[Start of AVAILABLE DATA]
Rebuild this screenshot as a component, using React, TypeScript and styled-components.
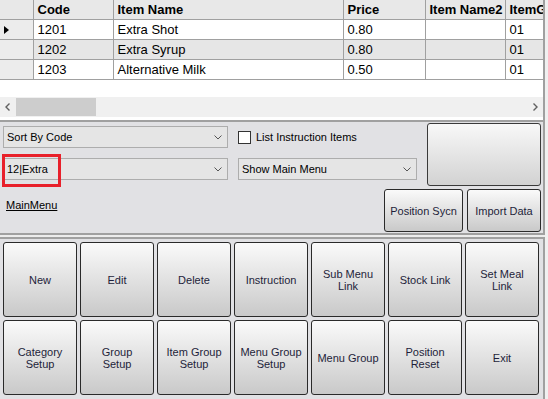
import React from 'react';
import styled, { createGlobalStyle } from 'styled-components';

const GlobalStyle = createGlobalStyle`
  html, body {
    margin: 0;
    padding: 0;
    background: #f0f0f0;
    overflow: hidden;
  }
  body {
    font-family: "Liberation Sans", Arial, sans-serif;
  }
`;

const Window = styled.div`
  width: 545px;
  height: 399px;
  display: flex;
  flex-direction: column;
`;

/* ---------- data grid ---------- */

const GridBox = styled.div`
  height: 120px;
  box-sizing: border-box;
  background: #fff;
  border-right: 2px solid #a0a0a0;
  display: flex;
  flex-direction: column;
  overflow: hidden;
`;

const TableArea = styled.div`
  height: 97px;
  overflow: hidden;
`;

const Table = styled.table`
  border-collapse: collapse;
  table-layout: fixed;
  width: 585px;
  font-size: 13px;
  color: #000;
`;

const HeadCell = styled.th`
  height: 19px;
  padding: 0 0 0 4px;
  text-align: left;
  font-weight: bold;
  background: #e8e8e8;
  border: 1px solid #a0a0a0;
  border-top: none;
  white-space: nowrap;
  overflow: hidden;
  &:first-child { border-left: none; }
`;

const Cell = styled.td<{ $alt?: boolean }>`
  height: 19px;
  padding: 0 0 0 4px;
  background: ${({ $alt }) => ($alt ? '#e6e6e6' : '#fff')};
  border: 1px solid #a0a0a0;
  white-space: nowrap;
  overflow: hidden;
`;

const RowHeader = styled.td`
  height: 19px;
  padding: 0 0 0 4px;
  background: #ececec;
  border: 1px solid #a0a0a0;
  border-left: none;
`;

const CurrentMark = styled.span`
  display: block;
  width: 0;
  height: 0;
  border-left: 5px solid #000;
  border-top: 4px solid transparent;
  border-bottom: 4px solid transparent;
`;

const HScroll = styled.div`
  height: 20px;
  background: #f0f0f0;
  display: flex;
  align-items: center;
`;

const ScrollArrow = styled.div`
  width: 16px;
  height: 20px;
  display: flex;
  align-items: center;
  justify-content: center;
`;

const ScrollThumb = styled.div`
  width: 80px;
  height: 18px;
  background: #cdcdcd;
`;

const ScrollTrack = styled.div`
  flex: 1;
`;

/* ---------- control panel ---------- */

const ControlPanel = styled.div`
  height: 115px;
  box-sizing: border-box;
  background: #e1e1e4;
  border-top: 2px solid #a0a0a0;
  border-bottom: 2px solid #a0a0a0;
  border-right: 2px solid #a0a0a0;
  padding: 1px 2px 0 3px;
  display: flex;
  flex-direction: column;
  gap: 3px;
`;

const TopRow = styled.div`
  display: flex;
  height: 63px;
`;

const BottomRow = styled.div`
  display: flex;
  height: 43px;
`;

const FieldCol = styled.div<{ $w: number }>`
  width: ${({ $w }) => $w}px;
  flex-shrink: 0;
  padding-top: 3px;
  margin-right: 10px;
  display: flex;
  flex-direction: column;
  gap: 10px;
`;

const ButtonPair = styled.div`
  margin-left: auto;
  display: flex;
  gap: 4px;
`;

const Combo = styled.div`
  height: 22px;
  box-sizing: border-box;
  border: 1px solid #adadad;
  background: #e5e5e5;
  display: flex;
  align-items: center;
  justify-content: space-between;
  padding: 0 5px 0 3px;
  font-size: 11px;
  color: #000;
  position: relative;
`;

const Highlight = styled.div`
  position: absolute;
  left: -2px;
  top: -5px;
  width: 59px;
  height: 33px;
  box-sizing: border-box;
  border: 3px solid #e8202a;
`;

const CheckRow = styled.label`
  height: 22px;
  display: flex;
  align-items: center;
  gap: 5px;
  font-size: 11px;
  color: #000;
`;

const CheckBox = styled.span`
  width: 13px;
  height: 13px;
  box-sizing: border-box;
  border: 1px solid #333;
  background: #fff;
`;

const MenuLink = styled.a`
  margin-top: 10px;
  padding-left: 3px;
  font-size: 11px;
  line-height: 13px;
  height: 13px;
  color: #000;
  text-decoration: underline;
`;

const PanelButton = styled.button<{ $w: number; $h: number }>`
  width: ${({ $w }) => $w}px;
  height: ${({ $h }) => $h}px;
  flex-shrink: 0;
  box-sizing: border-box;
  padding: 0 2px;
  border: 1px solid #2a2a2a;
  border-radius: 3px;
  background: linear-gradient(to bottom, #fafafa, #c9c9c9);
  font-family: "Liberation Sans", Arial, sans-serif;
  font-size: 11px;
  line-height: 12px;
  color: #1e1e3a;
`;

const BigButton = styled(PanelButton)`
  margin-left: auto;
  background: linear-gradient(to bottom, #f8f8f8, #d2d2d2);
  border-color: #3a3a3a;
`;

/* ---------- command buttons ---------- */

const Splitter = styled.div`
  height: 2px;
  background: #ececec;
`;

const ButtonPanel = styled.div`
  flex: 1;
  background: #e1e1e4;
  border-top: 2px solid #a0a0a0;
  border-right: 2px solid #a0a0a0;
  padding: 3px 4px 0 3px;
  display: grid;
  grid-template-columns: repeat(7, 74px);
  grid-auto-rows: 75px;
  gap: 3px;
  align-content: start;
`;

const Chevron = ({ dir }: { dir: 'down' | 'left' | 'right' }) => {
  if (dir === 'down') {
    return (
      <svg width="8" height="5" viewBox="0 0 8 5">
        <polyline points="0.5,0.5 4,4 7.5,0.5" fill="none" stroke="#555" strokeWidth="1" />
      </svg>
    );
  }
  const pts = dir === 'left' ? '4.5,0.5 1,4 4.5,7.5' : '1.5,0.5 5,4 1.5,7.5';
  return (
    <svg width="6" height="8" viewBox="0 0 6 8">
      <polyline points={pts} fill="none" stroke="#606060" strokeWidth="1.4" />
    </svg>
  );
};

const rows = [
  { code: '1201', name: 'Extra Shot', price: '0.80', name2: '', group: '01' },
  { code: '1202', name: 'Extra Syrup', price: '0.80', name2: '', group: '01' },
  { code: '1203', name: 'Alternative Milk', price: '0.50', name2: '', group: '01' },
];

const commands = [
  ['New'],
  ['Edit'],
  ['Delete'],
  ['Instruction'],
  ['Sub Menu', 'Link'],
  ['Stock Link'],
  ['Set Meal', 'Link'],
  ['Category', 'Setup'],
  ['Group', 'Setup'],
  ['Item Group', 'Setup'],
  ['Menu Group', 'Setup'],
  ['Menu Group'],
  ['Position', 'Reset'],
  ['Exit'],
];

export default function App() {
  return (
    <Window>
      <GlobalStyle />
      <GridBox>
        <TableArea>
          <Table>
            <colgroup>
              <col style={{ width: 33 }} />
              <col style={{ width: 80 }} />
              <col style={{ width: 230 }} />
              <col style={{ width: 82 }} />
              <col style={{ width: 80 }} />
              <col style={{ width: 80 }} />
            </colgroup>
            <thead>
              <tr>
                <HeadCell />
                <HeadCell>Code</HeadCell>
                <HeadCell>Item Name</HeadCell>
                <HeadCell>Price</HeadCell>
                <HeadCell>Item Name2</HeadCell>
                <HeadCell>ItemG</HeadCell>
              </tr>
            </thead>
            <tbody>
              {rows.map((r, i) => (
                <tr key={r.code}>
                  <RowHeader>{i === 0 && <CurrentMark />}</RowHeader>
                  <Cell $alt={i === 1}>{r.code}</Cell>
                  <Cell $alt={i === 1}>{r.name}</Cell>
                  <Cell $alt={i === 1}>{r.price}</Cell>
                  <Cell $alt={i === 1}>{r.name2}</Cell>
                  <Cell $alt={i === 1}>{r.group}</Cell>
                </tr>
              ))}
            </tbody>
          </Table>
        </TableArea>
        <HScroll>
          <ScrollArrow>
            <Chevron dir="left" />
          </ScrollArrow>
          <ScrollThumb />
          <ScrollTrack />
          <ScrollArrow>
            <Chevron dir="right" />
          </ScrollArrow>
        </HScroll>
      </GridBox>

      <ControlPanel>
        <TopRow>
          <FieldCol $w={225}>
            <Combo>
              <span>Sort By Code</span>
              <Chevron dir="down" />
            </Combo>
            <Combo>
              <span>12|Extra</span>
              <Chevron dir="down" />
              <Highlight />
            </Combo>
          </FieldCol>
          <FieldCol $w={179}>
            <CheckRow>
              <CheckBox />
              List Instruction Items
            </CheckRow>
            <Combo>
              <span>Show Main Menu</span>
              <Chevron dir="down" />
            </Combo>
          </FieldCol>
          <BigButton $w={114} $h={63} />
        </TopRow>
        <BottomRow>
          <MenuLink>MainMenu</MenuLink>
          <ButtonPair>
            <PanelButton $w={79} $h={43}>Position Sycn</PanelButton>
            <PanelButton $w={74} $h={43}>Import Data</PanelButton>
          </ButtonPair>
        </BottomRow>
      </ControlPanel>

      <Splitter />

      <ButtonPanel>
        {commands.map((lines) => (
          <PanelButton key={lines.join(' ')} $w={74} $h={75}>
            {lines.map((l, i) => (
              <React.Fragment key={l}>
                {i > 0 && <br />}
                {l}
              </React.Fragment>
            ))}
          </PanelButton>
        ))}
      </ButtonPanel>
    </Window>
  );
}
[End of AVAILABLE DATA]
[Start of AVAILABLE DATA]
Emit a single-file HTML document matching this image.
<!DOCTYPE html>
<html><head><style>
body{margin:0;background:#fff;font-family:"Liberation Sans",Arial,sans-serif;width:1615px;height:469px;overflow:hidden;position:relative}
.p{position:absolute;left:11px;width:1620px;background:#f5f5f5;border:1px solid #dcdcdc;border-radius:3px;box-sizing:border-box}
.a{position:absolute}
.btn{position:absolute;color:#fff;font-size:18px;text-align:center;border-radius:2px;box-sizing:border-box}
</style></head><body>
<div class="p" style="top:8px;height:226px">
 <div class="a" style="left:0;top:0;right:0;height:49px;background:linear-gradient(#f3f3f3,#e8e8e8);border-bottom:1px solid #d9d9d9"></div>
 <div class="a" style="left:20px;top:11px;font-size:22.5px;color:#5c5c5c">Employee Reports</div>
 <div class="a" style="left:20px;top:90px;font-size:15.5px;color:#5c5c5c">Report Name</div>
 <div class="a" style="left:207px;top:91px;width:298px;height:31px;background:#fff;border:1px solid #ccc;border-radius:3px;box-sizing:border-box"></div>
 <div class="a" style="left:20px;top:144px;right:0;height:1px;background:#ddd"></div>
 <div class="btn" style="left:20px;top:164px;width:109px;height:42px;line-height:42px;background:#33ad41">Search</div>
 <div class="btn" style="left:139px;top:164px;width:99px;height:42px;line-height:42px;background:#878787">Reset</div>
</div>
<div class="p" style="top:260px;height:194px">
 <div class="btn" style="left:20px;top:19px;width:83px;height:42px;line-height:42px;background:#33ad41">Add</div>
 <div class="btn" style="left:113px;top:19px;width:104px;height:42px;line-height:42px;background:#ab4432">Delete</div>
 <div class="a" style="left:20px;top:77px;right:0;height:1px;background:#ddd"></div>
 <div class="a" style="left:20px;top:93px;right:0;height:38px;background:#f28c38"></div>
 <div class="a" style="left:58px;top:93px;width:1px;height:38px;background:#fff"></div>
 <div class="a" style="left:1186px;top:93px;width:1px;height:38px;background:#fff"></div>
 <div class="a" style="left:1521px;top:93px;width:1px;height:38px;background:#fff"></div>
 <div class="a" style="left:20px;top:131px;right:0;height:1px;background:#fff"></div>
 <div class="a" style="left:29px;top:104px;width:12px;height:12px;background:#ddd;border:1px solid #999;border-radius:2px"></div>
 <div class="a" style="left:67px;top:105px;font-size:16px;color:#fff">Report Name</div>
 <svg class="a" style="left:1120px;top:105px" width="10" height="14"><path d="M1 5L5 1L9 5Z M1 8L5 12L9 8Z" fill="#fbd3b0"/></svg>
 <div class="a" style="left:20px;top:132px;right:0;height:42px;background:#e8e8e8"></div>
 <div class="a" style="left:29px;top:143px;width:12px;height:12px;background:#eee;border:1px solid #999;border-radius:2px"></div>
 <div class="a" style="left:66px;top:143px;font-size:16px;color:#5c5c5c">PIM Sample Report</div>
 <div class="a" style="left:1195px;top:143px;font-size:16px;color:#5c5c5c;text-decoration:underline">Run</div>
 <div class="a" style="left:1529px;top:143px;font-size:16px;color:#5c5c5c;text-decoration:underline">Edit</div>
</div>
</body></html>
[End of AVAILABLE DATA]
[TO BE DONE]:
Copy the part that starts at the line with "Rebuild this screenshot" and finishes at the line with "data grid ---------- */", both included, and nothing more. Pictures are left out.

[RESULT OF THE TASK]:
Rebuild this screenshot as a component, using React, TypeScript and styled-components.
import React from 'react';
import styled, { createGlobalStyle } from 'styled-components';

const GlobalStyle = createGlobalStyle`
  html, body {
    margin: 0;
    padding: 0;
    background: #f0f0f0;
    overflow: hidden;
  }
  body {
    font-family: "Liberation Sans", Arial, sans-serif;
  }
`;

const Window = styled.div`
  width: 545px;
  height: 399px;
  display: flex;
  flex-direction: column;
`;

/* ---------- data grid ---------- */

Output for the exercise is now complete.